Rudi fait de la résistance
Dans tous les cas, conserver sa position de force lui permet de se ménager plus facilement une sortie de secours, s’il n’est pas reconduit à la Région. Rudi Vervoort (64 ans) n’envisage pas la retraite à court terme. Son choix de conserver le poste de bourgmestre en titre d’Evere n’est pas anodin. Le flegmatique Everois ne serait toutefois qu’un choix par défaut pour Ahmed Laaouej, président du PS bruxellois, dont dépendra la décision.
"L'idéal pour nous serait de mettre une femme en tant que tête de liste qui deviendrait la première à la tête de la Région.
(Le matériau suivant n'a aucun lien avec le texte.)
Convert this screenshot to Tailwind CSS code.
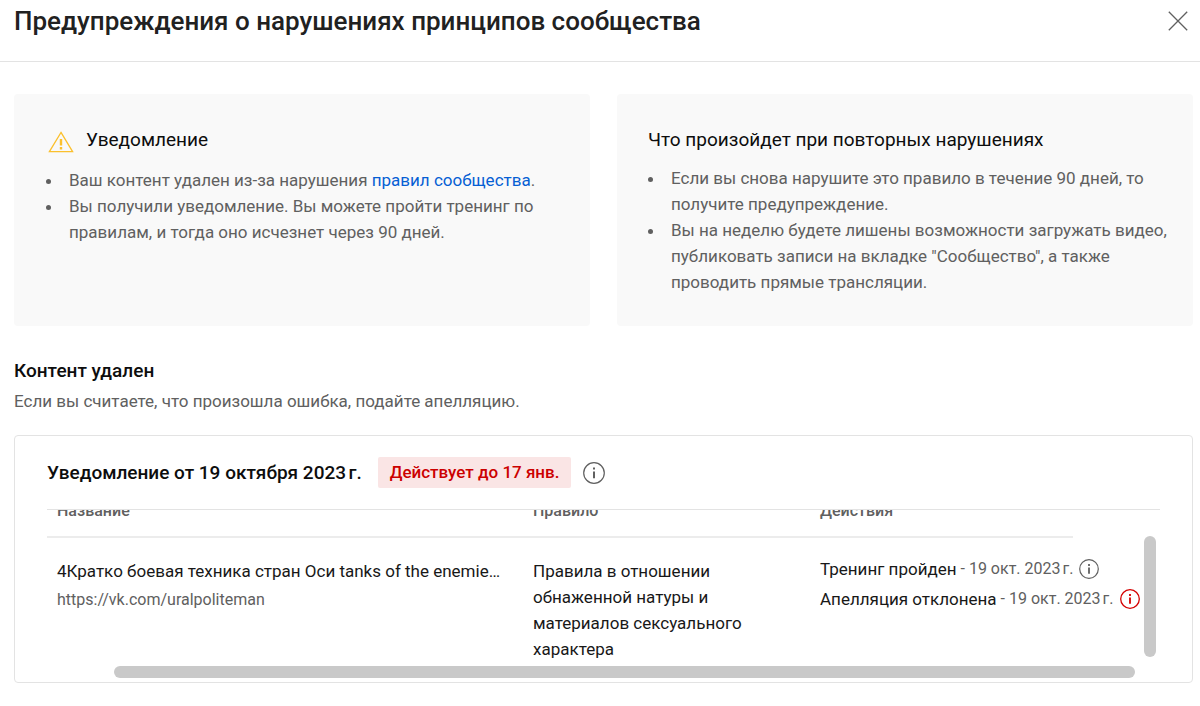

Un visage d'avenir qui incarnerait le PS bruxellois pour les 20 prochaines années, comme Philippe Moureaux en son temps", assure un élu. Le nom de Caroline Désir revient avec le plus d'insistance. La ministre de l'Éducation, bien que laïque, jouit d'une bonne image dans les quartiers populaires et fait figure aux yeux de certains de synthèse idéologique entre Charles Picqué et Philippe Moureaux.
Dans ce dispositif, elle emmènerait la liste devant Ridouane Chahid. Fadila Laanan figurera aussi en bonne place sur la liste, de même que Rachid Madrane. Il pourrait aussi y avoir d’autres candidatures pour emmener la liste, comme Karine Lalieux, ministre des Pensions, et Nawal Ben Hamou, très active comme secrétaire d’État bruxelloise au Logement. La candidature de Philippe Close, un temps vue comme une évidence, ne l’est plus, même si le bourgmestre de Bruxelles n’est pas hors jeu.
Le prochain ministre-Président bruxellois pourrait aussi être Ahmed Laaouej lui-même. Le président de la Fédération bruxelloise dispose, en interne, de la légitimité pour prendre la tête de la Région, en cas de succès électoral. Cela n'implique pas forcément de se présenter sur la liste régionale. En optant pour le fédéral, Ahmed Laaouej se ménagerait davantage d'options, sans qu'il soit exclu pour autant, dans certains scénarios, qu'il prenne les rênes de la Région. "Ahmed se rêve plutôt en ministre des Finances au fédéral qu'en ministre-Président bruxellois", décrypte une source socialiste.